Но все мои рассуждения на эту тему — просто трусливые мысли. Такой побег был бы не просто глупостью, это выглядело бы, как идиотизм чистейшей воды. Я убегаю, а они за мной гоняются — смешно… Я буду ждать — скоро уже приедут и… песенку мне, песенку срочно! И вывод напрашивается — я неврастеничка и сейчас у меня как раз обострение.
Прошло три часа, картошка уже варилась. К этому времени я накрыла клеенкой стол на улице, осмотрела лавки на предмет наличия на них птичьего гуано… Что еще? Нарезала хлеб и помидоры со сладкими оранжевыми перцами, тонко настрогала пршут — папа привез младый пршут. Положила на язык тонкий мясной лепесток, прижала его к небу и сразу часто задышала — слизистую обожгло огненным вкусом жгучего перца. Мммм… вкуснотища. Это что, он опять заезжал в «Строени»? А значит — мотался в аэропорт, и понятно зачем — встречать Георгия. Или такое мясо с острым, яростно пахнущим перцем готовит еще кто-то, кроме родни хозяина харчевни? Именно такое — точь-в-точь? Вроде говорилось, что это семейный рецепт.
Похоже, папа все-таки встречал его. А сообщить о прилете могла только бабушка и тогда получается, что Георгий был и у нее, говорил с ней и сумел склонить к сотрудничеству. И она не послала его далеко и в резкой форме. Значит… он был у нее, а искал, само собой — меня.
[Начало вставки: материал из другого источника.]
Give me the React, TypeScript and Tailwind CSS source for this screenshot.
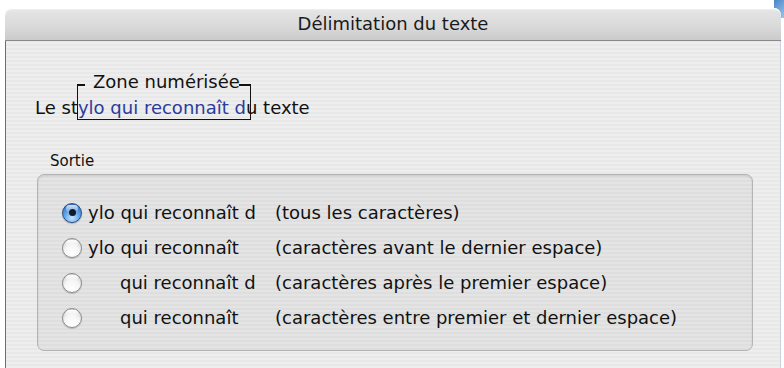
import React from "react";

const font = "font-['DejaVu_Sans','Liberation_Sans',sans-serif]";

function Radio({ checked }: { checked?: boolean }) {
  if (checked) {
    return (
      <div className="relative flex h-[20px] w-[20px] shrink-0 items-center justify-center rounded-full border border-[#2d4f86] bg-[radial-gradient(circle_at_50%_78%,#c4e6ff_0%,#6aaeee_40%,#2f6cc0_85%,#244f94_100%)] shadow-[0_1px_1px_rgba(0,0,0,0.25)]">
        <div className="absolute left-[3px] right-[3px] top-[1px] h-[7px] rounded-full bg-[linear-gradient(#ffffffcc,#ffffff22)]" />
        <div className="relative h-[7px] w-[7px] rounded-full bg-[#141c2c]" />
      </div>
    );
  }
  return (
    <div className="relative h-[20px] w-[20px] shrink-0 rounded-full border border-[#8c8c8c] bg-[radial-gradient(circle_at_50%_80%,#ffffff_0%,#f6f6f6_45%,#d2d2d2_85%,#bdbdbd_100%)] shadow-[0_1px_1px_rgba(0,0,0,0.2)]">
      <div className="absolute left-[3px] right-[3px] top-[1px] h-[7px] rounded-full bg-[linear-gradient(#ffffff,#ffffff00)]" />
    </div>
  );
}

const rows = [
  { checked: true, name: "ylo qui reconnaît d", indent: false, desc: "(tous les caractères)" },
  { checked: false, name: "ylo qui reconnaît", indent: false, desc: "(caractères avant le dernier espace)" },
  { checked: false, name: "qui reconnaît d", indent: true, desc: "(caractères après le premier espace)" },
  { checked: false, name: "qui reconnaît", indent: true, desc: "(caractères entre premier et dernier espace)" },
];

export default function App() {
  return (
    <div className={`relative h-[368px] w-[784px] overflow-hidden bg-white ${font}`}>
      <div className="absolute right-0 top-0 h-[18px] w-[10px] bg-[linear-gradient(135deg,#4a86c8,#9cc3ea)]" />
      <div className="h-[8px]" />
      <div className="relative ml-[5px] flex h-[360px] w-[776px] flex-col">
        {/* title bar */}
        <div className="flex h-[33px] shrink-0 items-center justify-center rounded-t-[7px] border-b border-[#8a8a8a] bg-[linear-gradient(#f4f4f4_0%,#e4e4e4_10%,#d9d9d9_60%,#cacaca_100%)] shadow-[inset_0_1px_0_#ffffff]">
          <span className="text-[18px] leading-none text-[#1a1a1a]">Délimitation du texte</span>
        </div>
        {/* content */}
        <div className="flex flex-1 flex-col border-l border-r border-l-[#6e6e6e] border-r-[#c9d4e0] bg-[repeating-linear-gradient(0deg,#eeeeee_0px,#eeeeee_2px,#e8e8e8_2px,#e8e8e8_4px)] pl-[29px] pr-[26px]">
          <div className="mt-[30px] ml-[58px] text-[18px] leading-[22px] text-[#111]">Zone numérisée</div>
          <div className="mt-[4px] text-[18px] leading-[22px] text-[#111]">
            Le st
            <span className="relative inline-block text-[#2a3c9e]">
              ylo qui reconnaît d
              <span className="absolute -bottom-[1px] -left-[1px] -right-[5px] top-[-13px] border-b-[1.5px] border-l-[1.5px] border-r-[1.5px] border-[#111]" />
              <span className="absolute left-[-1px] top-[-13px] h-[1.5px] w-[8px] bg-[#111]" />
              <span className="absolute right-[-5px] top-[-13px] h-[1.5px] w-[12px] bg-[#111]" />
            </span>
            u texte
          </div>
          <div className="mt-[33px] ml-[15px] text-[15px] leading-[18px] text-[#111]">Sortie</div>
          <div className="mt-[4px] ml-[2px] flex h-[177px] w-[716px] flex-col rounded-[7px] border border-[#b4b4b4] bg-[#0000000a] pl-[24px] pt-[20px] shadow-[inset_0_1px_2px_rgba(0,0,0,0.12)]">
            {rows.map((r, i) => (
              <div key={i} className="flex h-[35px] items-center text-[18px] text-[#111]">
                <Radio checked={r.checked} />
                <span className={`ml-[6px] w-[187px] shrink-0 whitespace-pre ${r.indent ? "pl-[32px]" : ""}`}>{r.name}</span>
                <span className="whitespace-pre">{r.desc}</span>
              </div>
            ))}
          </div>
        </div>
      </div>
    </div>
  );
}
Это же понятно, чего тут… изображать сомнения. Но не благодарить же он опять хочет? Потому что я помню ночной разговор и это было совсем другое… Хоть бы они приезжали скорее, а то я с ума тут сойду!
Солнце вышло из-за скалы и стало исправно греть воду в душевом баке. А заодно и камни, и воздух… я сходила и переоделась в короткие шорты и просторную майку без рукавов — мою обычную одежду здесь. Привычную и обычную, ага — когда это было? Все изменилось! Я теперь думала с оглядкой на нашего гостя — что он подумает, а вдруг что я так оголилась для него? Пришлось переодеваться в сарафан, он был длинным — до косточек на лодыжках, просторным, но на тонких лямочках. Более закрытой одежды на жару у меня здесь не было — основной багаж остались в Будве.